Theoretical Yield Calculator

This calculator works out the theoretical yield of a chemical reaction, the maximum mass of product that could form, based on the limiting reagent. In any reaction, one reactant runs out first, the limiting reagent, and it sets the ceiling on how much product can be made; no matter how much of the other reactants you have, you cannot exceed what the limiting reagent allows. The theoretical yield is that maximum, assuming the reaction goes perfectly to completion with no losses. It is the benchmark against which the actual, real-world yield is compared to judge how efficient a reaction was, and calculating it is a core skill in quantitative chemistry. This calculator does it through the standard mole route. You enter the mass of the limiting reagent, its molar mass, the mole ratio of product to reagent from the balanced equation, and the molar mass of the product, and the calculator returns the theoretical yield in grams, along with the moles of limiting reagent and of product. The results update as you type. Use it for chemistry study, for planning a synthesis, or as the basis for a percent yield calculation. The method converts the mass of the limiting reagent to moles by dividing by its molar mass, applies the mole ratio to find the moles of product, then converts those moles to a mass by multiplying by the product's molar mass.
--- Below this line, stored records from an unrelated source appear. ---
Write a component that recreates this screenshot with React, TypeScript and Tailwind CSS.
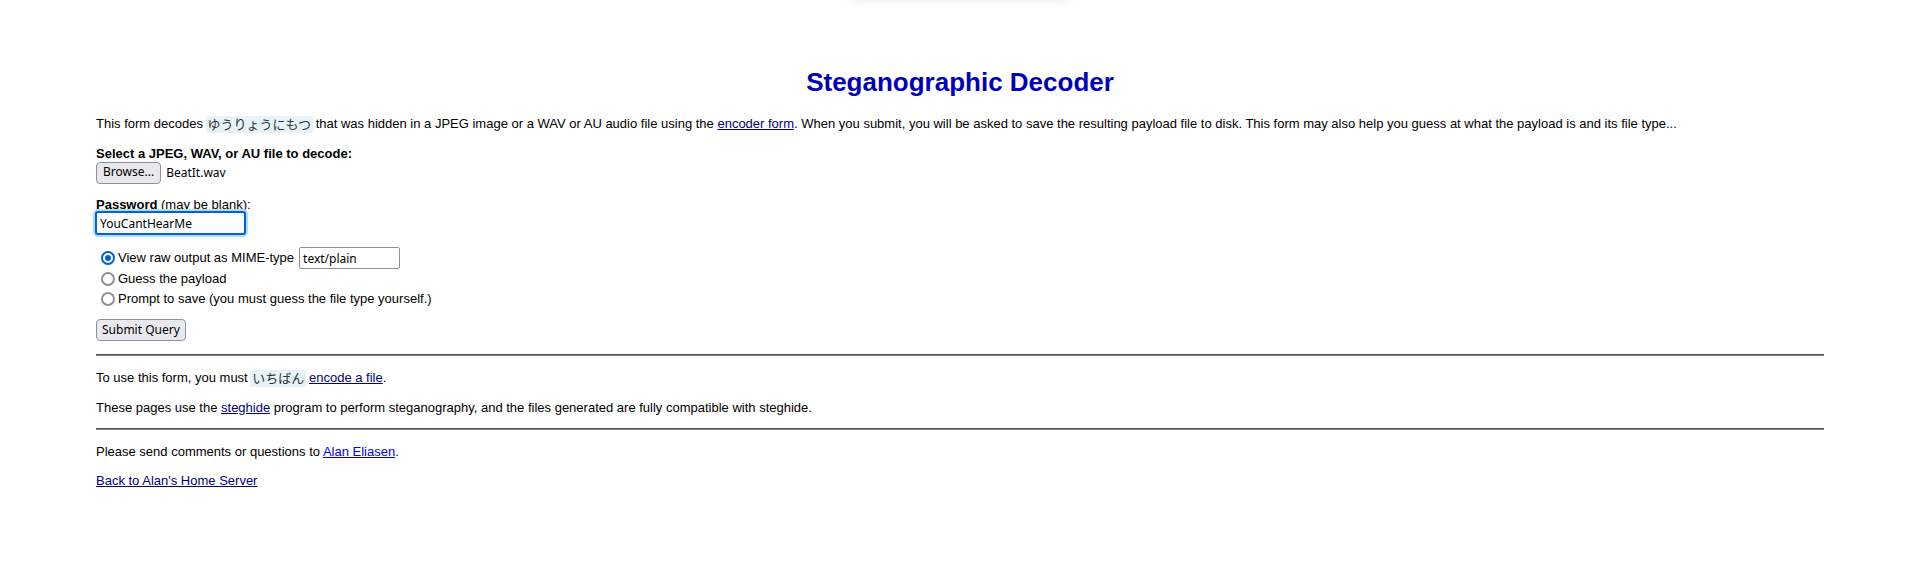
import { useState } from "react";
import type { ReactNode } from "react";

const control =
  "font-['Noto_Sans',sans-serif] text-[12px] leading-[18px] text-black border border-[#8f8f9d]";

function Furigana({ children }: { children: ReactNode }) {
  return (
    <span
      lang="ja"
      className="-mx-px inline-block h-[17px] rounded-[2px] bg-[#e6f4fa] px-[2px] align-middle font-['Noto_Sans_CJK_JP',sans-serif] text-[13px] leading-[15px] text-[#333]"
    >
      {children}
    </span>
  );
}

function Link({ href, children }: { href: string; children: ReactNode }) {
  return (
    <a href={href} className="text-[#000080] underline">
      {children}
    </a>
  );
}

function Rule() {
  return <hr className="h-[2px] border-t border-b border-t-[#555] border-b-[#808080]" />;
}

function Radio({ id, checked, onChange }: { id: string; checked: boolean; onChange: () => void }) {
  return (
    <input
      type="radio"
      name="output"
      id={id}
      checked={checked}
      onChange={onChange}
      className="mr-[3px] ml-[5px] size-[14px] shrink-0 appearance-none rounded-full border-2 border-[#8f8f9d] bg-white checked:border-[#0061e0] checked:bg-[#0061e0] checked:bg-clip-content checked:p-[2px]"
    />
  );
}

export default function App() {
  const [file, setFile] = useState("BeatIt.wav");
  const [password, setPassword] = useState("YouCantHearMe");
  const [mime, setMime] = useState("text/plain");
  const [mode, setMode] = useState("raw");

  return (
    <div className="relative overflow-hidden font-['Liberation_Sans',Arial,sans-serif] text-[13px] leading-[16px] text-black">
      <div className="absolute -top-[10px] left-1/2 h-[8px] w-[224px] -translate-x-1/2 rounded shadow-[0_0_12px_rgba(0,0,0,0.14)]" />
      <main className="mx-[5%] pt-[64px] pb-[72px]">
        <h1 className="text-center text-[26px] leading-[36px] font-bold text-[#0000bb]">
          Steganographic Decoder
        </h1>
        <p className="mt-[16px]">
          This form decodes <Furigana>ゆうりょうにもつ</Furigana> that was hidden in a JPEG image or a
          WAV or AU audio file using the <Link href="#encoder">encoder form</Link>. When you submit,
          you will be asked to save the resulting payload file to disk. This form may also help you
          guess at what the payload is and its file type...
        </p>

        <form onSubmit={(e) => e.preventDefault()} className="mt-[13px] flex flex-col items-start">
          <label htmlFor="file" className="font-bold">
            Select a JPEG, WAV, or AU file to decode:
          </label>
          <div className="flex items-center gap-[5px]">
            <input
              type="file"
              id="file"
              className="sr-only"
              onChange={(e) => setFile(e.target.files?.[0]?.name ?? "")}
            />
            <label htmlFor="file" className={`${control} h-[22px] rounded-[4px] bg-[#e9e9ed] px-[6px]`}>
              Browse...
            </label>
            <span className="font-['Noto_Sans',sans-serif] text-[12px]">{file}</span>
          </div>

          <label htmlFor="password" className="mt-[13px] h-[15px]">
            <b>Password</b> (may be blank):
          </label>
          <input
            id="password"
            value={password}
            onChange={(e) => setPassword(e.target.value)}
            className="h-[22px] w-[149px] rounded-[2px] bg-white px-[4px] font-['Noto_Sans',sans-serif] text-[12px] leading-[18px] shadow-[0_0_0_3px_#b3dcf9] outline-2 -outline-offset-1 outline-[#0061e0]"
          />

          <div className="mt-[13px] flex items-center">
            <Radio id="raw" checked={mode === "raw"} onChange={() => setMode("raw")} />
            <label htmlFor="raw">View raw output as MIME-type</label>
            <input
              aria-label="MIME-type"
              value={mime}
              onChange={(e) => setMime(e.target.value)}
              className={`${control} ml-[5px] h-[22px] w-[101px] rounded-[2px] bg-white px-[3px]`}
            />
          </div>
          <div className="flex h-[20px] items-center">
            <Radio id="guess" checked={mode === "guess"} onChange={() => setMode("guess")} />
            <label htmlFor="guess">Guess the payload</label>
          </div>
          <div className="flex h-[20px] items-center">
            <Radio id="save" checked={mode === "save"} onChange={() => setMode("save")} />
            <label htmlFor="save">Prompt to save (you must guess the file type yourself.)</label>
          </div>

          <button type="submit" className={`${control} mt-[10px] mb-[13px] h-[22px] rounded-[4px] bg-[#e9e9ed] px-[5px]`}>
            Submit Query
          </button>
        </form>

        <Rule />
        <p className="mt-[14px]">
          To use this form, you must <Furigana>いちばん</Furigana>{" "}
          <Link href="#encoder">encode a file</Link>.
        </p>
        <p className="mt-[13px] mb-[12px]">
          These pages use the <Link href="#steghide">steghide</Link> program to perform
          steganography, and the files generated are fully compatible with steghide.
        </p>
        <Rule />
        <p className="mt-[14px]">
          Please send comments or questions to{" "}
          <a href="#contact" className="text-[#0000ee] underline">
            Alan Eliasen
          </a>
          .
        </p>
        <p className="mt-[13px]">
          <Link href="#home">Back to Alan's Home Server</Link>
        </p>
      </main>
    </div>
  );
}
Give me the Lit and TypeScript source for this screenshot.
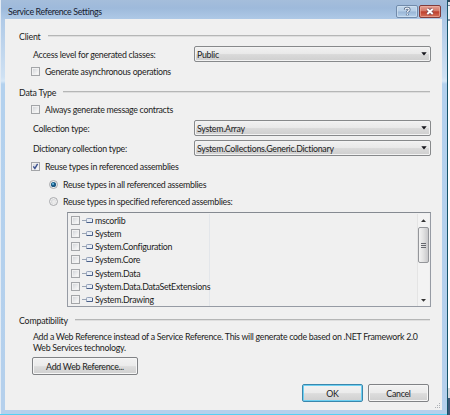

The mole ratio comes straight from the coefficients of the balanced equation, for example two to one if two moles of product form per mole of reagent, so balancing the equation correctly is essential. The theoretical yield assumes everything reacts and nothing is lost, which never quite happens in practice, so the actual yield is always lower; dividing the actual yield by this theoretical yield gives the percent yield, the standard measure of reaction efficiency. Identifying the limiting reagent first is the key step, since it alone determines the maximum product.

14.61 g
theoretical yield
Moles of reagent0.25
Moles of product0.25
Mole ratio1

Theoretical yield = (reagent mass / reagent molar mass) x mole ratio x product molar mass. The mole ratio comes from the balanced equation. Assumes complete reaction with no losses.

How it works

The mass of the limiting reagent is divided by its molar mass to get the moles of reagent. Multiplying by the mole ratio of product to reagent, taken from the balanced equation, gives the moles of product. Multiplying those moles by the product's molar mass gives the theoretical yield, the maximum mass of product.

Worked example

Starting with 10 grams of a limiting reagent of molar mass 40, that is 0.25 moles. With a one-to-one mole ratio, 0.25 moles of product form. If the product has a molar mass of 58.44, the theoretical yield is 0.25 times 58.44, which is about 14.61 grams.